In Liberia, after 14 years of a relentless and bloody civil war, with 200,000 people dead, and a third of the population displaced, it was a group of women who launched the non-violent campaign for peace that eventually led to the conflict’s end. Their leader, Leymah Gbowee, dreamed one night that she was told by God, “Gather the women and pray for peace.” Women from Christian and Muslim organizations, from indigenous and elite classes, set aside decades of “learned prejudice” to unite together and demand that the warring parties find a peaceful solution to the conflict.

United by their “shared experience as mothers, sisters, daughters, and aunts,” they had endured the pain of watching their young daughters endure unbelievable atrocities, and their young sons recruited into violent warfare, drugged up, and forced to commit terrible atrocities. They refused to bear any more. Like the Northern Ireland women, they refused to take sides in the conflict; their only goal was absolute peace. In Gbowee’s powerful words, “We are now taking this stand…because we believe as custodians of this society, tomorrow our children will ask us, ‘Mama, what was your role during the crisis?’”

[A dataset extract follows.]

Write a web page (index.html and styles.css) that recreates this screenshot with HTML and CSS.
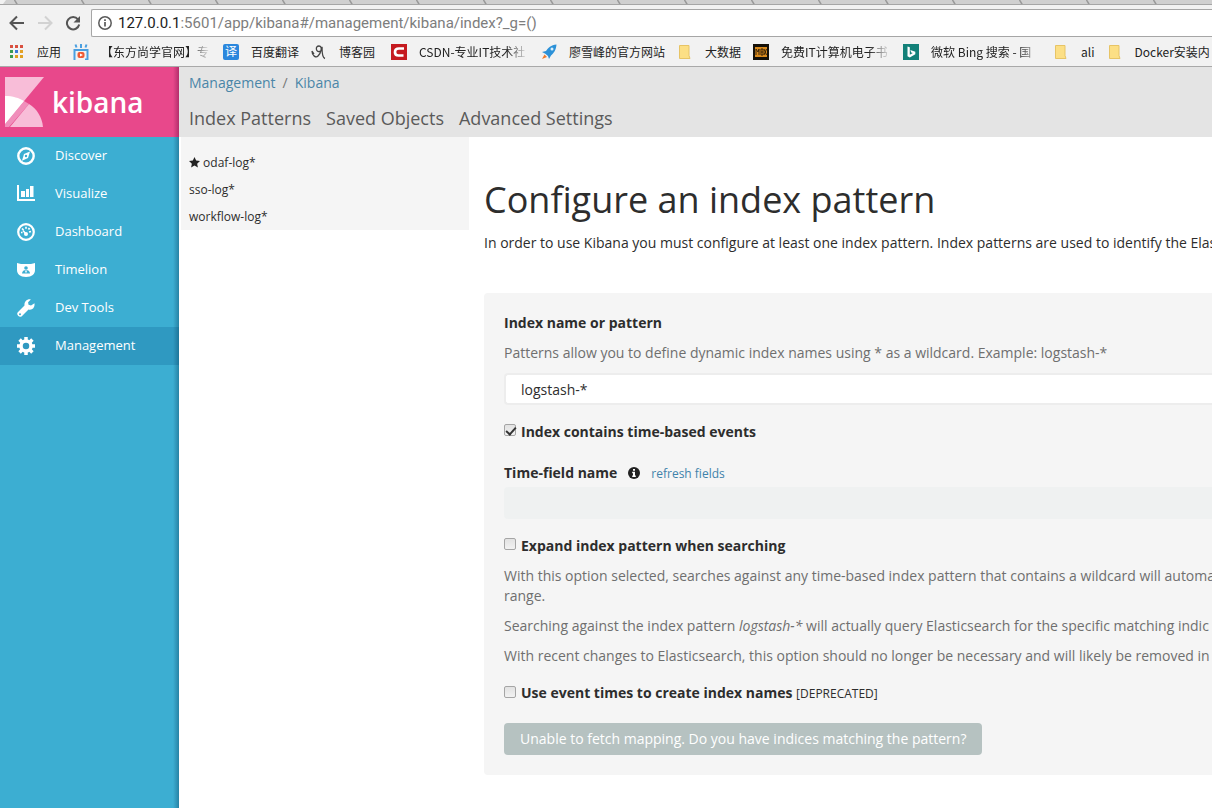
FILE: index.html
```html
<!DOCTYPE html>
<html lang="en">
<head>
<meta charset="utf-8">
<title>Kibana</title>
<link rel="stylesheet" href="styles.css">
</head>
<body>
<header class="browser">
  <svg class="tabs" height="5" aria-hidden="true">
    <defs><pattern id="tab" width="67" height="5" patternUnits="userSpaceOnUse" x="14"><rect width="67" height="5" fill="#d0d0d0"/><path d="M0.500 0l3 5" stroke="#999" stroke-width="1.500"/></pattern></defs>
    <rect width="100%" height="5" fill="url(#tab)"/><path d="M0 0h6L3 4H0z" fill="#f2f2f2"/><path d="M0 4.500h3000" stroke="#a6a6a6"/>
  </svg>
  <div class="toolbar">
    <button class="tool" aria-label="Back"><svg width="16" height="16" viewBox="0 0 16 16"><path d="M15 8H2M8 1.500L1.500 8 8 14.500" fill="none" stroke="#555" stroke-width="2"/></svg></button>
    <button class="tool" aria-label="Forward"><svg width="16" height="16" viewBox="0 0 16 16"><path d="M1 8h13M8 1.500L14.500 8 8 14.500" fill="none" stroke="#d2d2d2" stroke-width="2"/></svg></button>
    <button class="tool" aria-label="Reload"><svg width="16" height="16" viewBox="0 0 16 16"><path d="M13 4.300A6.200 6.200 0 1 0 14.200 9.500" fill="none" stroke="#555" stroke-width="2"/><path d="M15 1v6.500H8.500z" fill="#555"/></svg></button>
    <div class="address">
      <svg width="14" height="14" viewBox="0 0 14 14"><circle cx="7" cy="7" r="6.200" fill="none" stroke="#5a5a5a" stroke-width="1.500"/><path d="M7 6v4.500M7 3.300v1.700" stroke="#5a5a5a" stroke-width="1.700"/></svg>
      <span class="url"><span class="host">127.0.0.1</span>:5601/app/kibana#/management/kibana/index?_g=()</span>
    </div>
  </div>
  <nav class="bookmarks" aria-label="Bookmarks">
    <a href="#"><svg width="16" height="16" viewBox="0 0 16 16"><path d="M1 1h3v3H1zM6 1h3v3H6zM11 1h3v3h-3z" fill="#d9503f"/><path d="M1 6h3v3H1z" fill="#3a9a52"/><path d="M6 6h3v3H6z" fill="#3b79d8"/><path d="M11 6h3v3h-3z" fill="#e3a226"/><path d="M1 11h3v3H1z" fill="#3a9a52"/><path d="M6 11h3v3H6zM11 11h3v3h-3z" fill="#e0a020"/></svg><span>应用</span></a>
    <a href="#" class="long"><svg width="16" height="16" viewBox="0 0 16 16"><path d="M1.500 16V6h13v9.500h-2.500M8 0v4M2.500.5l1 3M13.500.5l-1 3" fill="none" stroke="#4a9fe0" stroke-width="2"/><rect x="4.500" y="8" width="7" height="6" rx="2" fill="#ee5a34"/><path d="M7 9.500l3 1.500-3 1.500z" fill="#fff"/></svg><span>【东方尚学官网】专</span></a>
    <a href="#"><svg width="16" height="16" viewBox="0 0 16 16"><rect width="16" height="16" rx="2" fill="#2b87dd"/><text x="2" y="12" font-size="12" fill="#fff" class="cjk">译</text></svg><span>百度翻译</span></a>
    <a href="#" class="blog"><svg width="16" height="16" viewBox="0 0 16 16"><path d="M1 7c0 5 4 7 6 5 3-3 5-10 1-10S5 8 8 7.500 11.500 4 11 3c0 5 1 11 3 11.500M1 7l2 3" fill="none" stroke="#444" stroke-width="1.300"/></svg><span>博客园</span></a>
    <a href="#" class="long"><svg width="16" height="16" viewBox="0 0 16 16"><rect width="16" height="16" fill="#c51a1f"/><path d="M13 4.500H8C5.500 4.500 4 6 4 8.200s1.300 3.300 3.500 3.300h5" fill="none" stroke="#fff" stroke-width="2.700"/></svg><span>CSDN-专业IT技术社</span></a>
    <a href="#"><svg width="16" height="16" viewBox="0 0 16 16"><path d="M15.500.5C10 1 7 4 5 7L1 8l3 1.500L7 12l1 3 2-3.500C13 9 15 6 15.500.5z" fill="#2c91d8"/><circle cx="11" cy="5" r="1.500" fill="#d8effc"/><path d="M3.500 10.500L1 15l5-2z" fill="#ef7a2c"/></svg><span>廖雪峰的官方网站</span></a>
    <a href="#"><svg width="16" height="16" viewBox="0 0 16 16"><path d="M2.500 1.500h9.500v10l1 3H2.500z" fill="#fcdf85" stroke="#e7c466"/></svg><span>大数据</span></a>
    <a href="#" class="long"><svg width="16" height="16" viewBox="0 0 16 16"><rect width="16" height="16" fill="#151008"/><rect x="2" y="3" width="12" height="10" fill="#d98a1c"/><path d="M3 11V5l2 3 1-3v6M8 5v6h2V8H8m2 0V5H8M11 5l2.500 6m0-6L11 11" fill="none" stroke="#3b2508"/></svg><span>免费IT计算机电子书</span></a>
    <a href="#" class="long"><svg width="16" height="16" viewBox="0 0 16 16"><rect width="16" height="16" fill="#128078"/><path d="M4.500 2.500l2.300.8v7.500l3-1.700-1.600-.7-.9-2.400 5 1.800v2.400l-5.500 3.300-2.300-1.300z" fill="#fff"/></svg><span>微软 Bing 搜索 - 国</span></a>
    <a href="#"><svg width="16" height="16" viewBox="0 0 16 16"><path d="M2.500 1.500h9.500v10l1 3H2.500z" fill="#fcdf85" stroke="#e7c466"/></svg><span>ali</span></a>
    <a href="#"><svg width="16" height="16" viewBox="0 0 16 16"><path d="M2.500 1.500h9.500v10l1 3H2.500z" fill="#fcdf85" stroke="#e7c466"/></svg><span>Docker安装内</span></a>
  </nav>
</header>
<div class="app">
  <aside class="sidebar">
    <a class="logo" href="#">
      <svg width="39" height="50" viewBox="0 0 39 50"><path d="M0 0h39L0 47z" fill="#f8bdd8"/><path d="M19 24l5 3L4 50H0v-3z" fill="#f08fbb"/><path d="M0 19c8 0 14 2 19 5L0 47z" fill="#fff"/><path d="M24 27c8 5 13 13 14 23H5z" fill="#f8bdd8"/></svg>
      <span>kibana</span>
    </a>
    <nav class="menu">
      <a href="#"><svg width="18" height="18" viewBox="0 0 18 18"><circle cx="9" cy="9" r="7.700" fill="none" stroke="#fff" stroke-width="2.400"/><path d="M13 4.500l-2 6.500-6 2.700L7 7z" fill="#fff"/><circle cx="9" cy="9" r="1.200" fill="#3caed2"/></svg><span>Discover</span></a>
      <a href="#"><svg width="18" height="18" viewBox="0 0 18 18"><path d="M1 0v15h17" fill="none" stroke="#fff" stroke-width="2"/><path d="M4 6h4v6H4zM9 4h3v8H9zM13 1h3.500v11H13z" fill="#fff"/></svg><span>Visualize</span></a>
      <a href="#"><svg width="18" height="18" viewBox="0 0 18 18"><circle cx="9" cy="9" r="7.800" fill="none" stroke="#fff" stroke-width="2.200"/><circle cx="9" cy="11" r="2" fill="#fff"/><path d="M9 11L6 7.500" stroke="#fff" stroke-width="1.500"/><path d="M9 3.700v2M12.500 5l-1 1.500M14 8.500l-2 .5M4 9.500h1.500M5 5.500l1.500 1.500" stroke="#fff" stroke-width="1.700"/></svg><span>Dashboard</span></a>
      <a href="#"><svg width="18" height="18" viewBox="0 0 18 18"><path d="M0 2l4 1h10l4-1v7c0 4-3 7-9 7S0 13 0 9z" fill="#fff"/><circle cx="9" cy="7" r="1.800" fill="#3caed2"/><path d="M5 12.500c0-2.500 2-3.500 4-3.500s4 1 4 3.500z" fill="#3caed2"/><path d="M9 9.500v2" stroke="#fff" stroke-width="1.500"/></svg><span>Timelion</span></a>
      <a href="#"><svg width="18" height="18" viewBox="0 0 18 18"><path d="M17.500 4.200L14 6.500l-2.500-.8-.4-2.500L13.800.5C11-.5 7 2 7.500 6.500L.8 13.200c-2 2.200 1.500 6 4 4L11.500 10.500c4 1 6.500-2 6-6.300z" fill="#fff"/><circle cx="3" cy="15.200" r="1" fill="#3caed2"/></svg><span>Dev Tools</span></a>
      <a href="#" class="active"><svg width="18" height="18" viewBox="0 0 18 18"><circle cx="9" cy="9" r="5" fill="none" stroke="#fff" stroke-width="3.500"/><path d="M9 0v4M9 14v4M0 9h4M14 9h4M2.600 2.600l2.800 2.800M12.600 12.600l2.800 2.800M2.600 15.400l2.800-2.800M12.600 5.400l2.800-2.800" stroke="#fff" stroke-width="3.500"/></svg><span>Management</span></a>
    </nav>
  </aside>
  <div class="page">
    <header class="page-head">
      <nav class="crumbs"><a href="#">Management</a><span>/</span><a href="#">Kibana</a></nav>
      <nav class="sections"><a href="#">Index Patterns</a><a href="#">Saved Objects</a><a href="#">Advanced Settings</a></nav>
    </header>
    <div class="columns">
      <ul class="patterns">
        <li><a href="#"><svg width="11" height="11" viewBox="0 0 22 22"><path d="M11 0l3.300 7.200 7.700 1-5.700 5.400L17.800 21 11 17.200 4.200 21l1.500-7.400L0 8.200l7.700-1z" fill="#222"/></svg> odaf-log*</a></li>
        <li><a href="#">sso-log*</a></li>
        <li><a href="#">workflow-log*</a></li>
      </ul>
      <main class="content">
        <h1>Configure an index pattern</h1>
        <p class="intro">In order to use Kibana you must configure at least one index pattern. Index patterns are used to identify the Elas</p>
        <form class="panel">
          <label class="title" for="name">Index name or pattern</label>
          <p>Patterns allow you to define dynamic index names using * as a wildcard. Example: logstash-*</p>
          <input class="field" id="name" type="text" value="logstash-*">
          <div class="check events"><input id="time" type="checkbox" checked><label for="time">Index contains time-based events</label></div>
          <div class="time-row"><label for="timefield">Time-field name</label><svg width="12" height="12" viewBox="0 0 12 12"><circle cx="6" cy="6" r="6" fill="#222"/><path d="M5 2h2v1.700H5zM4.200 4.800H7v3.700h.8V10H4.200V8.500H5V6.200h-.8z" fill="#fff"/></svg><a href="#">refresh fields</a></div>
          <select class="time-field" id="timefield" disabled></select>
          <div class="check expand"><input id="expand" type="checkbox"><label for="expand">Expand index pattern when searching</label></div>
          <p>With this option selected, searches against any time-based index pattern that contains a wildcard will automa<br>range.</p>
          <p>Searching against the index pattern <em>logstash-*</em> will actually query Elasticsearch for the specific matching indic</p>
          <p>With recent changes to Elasticsearch, this option should no longer be necessary and will likely be removed in</p>
          <div class="check names"><input id="names" type="checkbox"><label for="names">Use event times to create index names <small>[DEPRECATED]</small></label></div>
          <button class="submit" type="button" disabled>Unable to fetch mapping. Do you have indices matching the pattern?</button>
        </form>
      </main>
    </div>
  </div>
</div>
</body>
</html>
```
FILE: styles.css
```css
* { box-sizing: border-box; }
body {
  margin: 0;
  min-height: 100vh;
  display: flex;
  flex-direction: column;
  overflow-x: hidden;
  background: #fff;
  color: #2d2d2d;
  font: 14px/20px "Open Sans", "Noto Sans CJK SC", sans-serif;
}
a { color: inherit; text-decoration: none; }
p, h1, ul { margin: 0; padding: 0; }
svg { flex: none; }

.browser { background: #f2f2f2; border-bottom: 1px solid #a9a9a9; }
.tabs { display: block; width: 100%; }
.toolbar { display: flex; align-items: center; padding: 4px 0 0 9px; gap: 12px; }
.tool { display: flex; padding: 0; border: 0; background: none; }
.address {
  flex: 1;
  display: flex;
  align-items: center;
  gap: 6px;
  height: 28px;
  margin-left: -2px;
  padding-left: 6px;
  background: #fff;
  border: 1px solid #a6a6a6;
  border-right: 0;
  border-radius: 2px 0 0 2px;
}
.url { color: #7d7d7d; font: 15px/20px Roboto, sans-serif; white-space: nowrap; }
.host { color: #222; }
.bookmarks {
  display: flex;
  gap: 12px;
  height: 29px;
  padding-left: 9px;
  overflow: hidden;
  color: #222;
  font: 12px/18px "Noto Sans CJK SC", sans-serif;
}
.bookmarks a { flex: none; display: flex; align-items: center; gap: 12px; white-space: nowrap; }
.bookmarks .long { width: 138px; }
.bookmarks .long span { width: 110px; mask-image: linear-gradient(90deg, #000 80%, transparent); }
.bookmarks .blog { width: 68px; }
.cjk { font-family: "Noto Sans CJK SC", sans-serif; }

.app { flex: 1; display: flex; }
.sidebar {
  flex: none;
  width: 179px;
  background: linear-gradient(90deg, transparent 173px, rgba(0, 50, 80, .35)), #3caed2;
  color: #fff;
  font-size: 13px;
}
.logo {
  display: flex;
  align-items: center;
  gap: 8px;
  height: 70px;
  padding-left: 5px;
  background: linear-gradient(90deg, transparent 173px, rgba(80, 0, 50, .35)), #e8488b;
  font: 600 28px/40px "Open Sans", sans-serif;
}
.menu a { display: flex; align-items: center; gap: 20px; height: 38px; padding-left: 17px; }
.menu span { padding-bottom: 2px; }
.menu .active { background: linear-gradient(90deg, transparent 173px, rgba(0, 50, 80, .35)), #2f99c1; }

.page { flex: 1; min-width: 0; }
.page-head { height: 70px; padding: 6px 10px 0; background: #e4e4e4; }
.crumbs { display: flex; gap: 7px; color: #777; }
.crumbs a { color: #4a86a8; }
.sections { display: flex; gap: 15px; padding-top: 12px; color: #5a5a5a; font-size: 18px; line-height: 26px; }
.columns { display: flex; align-items: flex-start; padding-left: 2px; }
.patterns {
  flex: none;
  width: 288px;
  padding: 12px 8px 0;
  background: #f5f5f5;
  list-style: none;
  font-size: 12px;
  line-height: 27px;
}
.patterns svg { vertical-align: -1px; }
.content { flex: 1; min-width: 0; padding: 38px 0 32px 15px; white-space: nowrap; }
h1 { font-size: 36px; font-weight: 400; line-height: 50px; }
.intro { padding-top: 8px; }
.panel {
  display: flex;
  flex-direction: column;
  gap: 10px;
  margin-top: 40px;
  padding: 20px 0 20px 20px;
  background: #f5f5f5;
  border-radius: 4px 0 0 4px;
}
.panel p { color: #6f6f6f; }
.panel label { font-weight: 700; }
.field {
  width: 100%;
  height: 32px;
  padding: 4px 15px;
  border: 2px solid #ededed;
  border-right: 0;
  border-radius: 4px 0 0 4px;
  background: #fff;
  color: #2d2d2d;
  font: inherit;
}
.check { display: flex; align-items: center; gap: 5px; }
.check input {
  appearance: none;
  width: 12px;
  height: 12px;
  margin: 0 0 4px;
  border: 1px solid #a5a5a5;
  border-radius: 2px;
  background: linear-gradient(#e2e2e2, #f2f2f2);
}
.check input:checked::before {
  content: "";
  display: block;
  width: 8px;
  height: 4px;
  margin: 2px 1px;
  border: solid #333;
  border-width: 0 0 2px 2px;
  rotate: -48deg;
}
.check small { font-size: 12px; font-weight: 400; }
.events { padding-top: 7px; }
.time-row { display: flex; align-items: center; gap: 11px; padding-top: 10px; }
.time-row a { padding-top: 2px; color: #3f83ab; font-size: 12px; }
.time-field {
  appearance: none;
  width: 100%;
  height: 32px;
  margin-top: -7px;
  border: 0;
  border-radius: 4px 0 0 4px;
  background: #ecf0f0;
}
.expand { padding-top: 7px; }
.names { padding-top: 7px; }
.submit {
  align-self: flex-start;
  margin-top: 9px;
  padding: 6px 16px;
  border: 0;
  border-radius: 4px;
  background: #b6c2c1;
  color: #fff;
  font: inherit;
}
```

Dressed in white, having removed any visible distinctions of class or religion, thousands of them sang and prayed in the central fish market “for hours on end.” They lined the streets around the rebels’ hotels, refusing to leave until rebel leaders agreed to attend the peace talks. After months of dead-end negotiations, 200 of these women held a “sit-in” outside the building where the peace talks were held and physically barricaded the assembly room until the cease-fire was signed and the chief mediator promised to establish a peace agreement. Within two-weeks, “under the women’s demands and threats from the international community to deny much-needed funding,” a peace agreement was reached.

What we watched that day in a United Nations conference room underscored a profound reality about the nature and work of ordinary women. Grounded in their natural commitment to and awareness of others – their children, their families, their communities – these women were able to do what others had not. Transforming compassion into responsibility, they pursued peace above political gain and through determination and resilience rescued and transformed conflict ravaged nations. It was their relational ties, their familial bonds, rooted in their unique work as women, that gave them the strength, vision and capacity to do so.

As Bruce Hafen once wrote, women “have always lifted entire cultures” beginning at “society’s very core – the home.” But culturally we have spoken less about how women’s devotion to relationships prepares them to offer the voice and perspective that our world desperately needs. As women in Northern Ireland and Liberia taught us, we need to create a world where this gender gift is valued, nurtured and heard.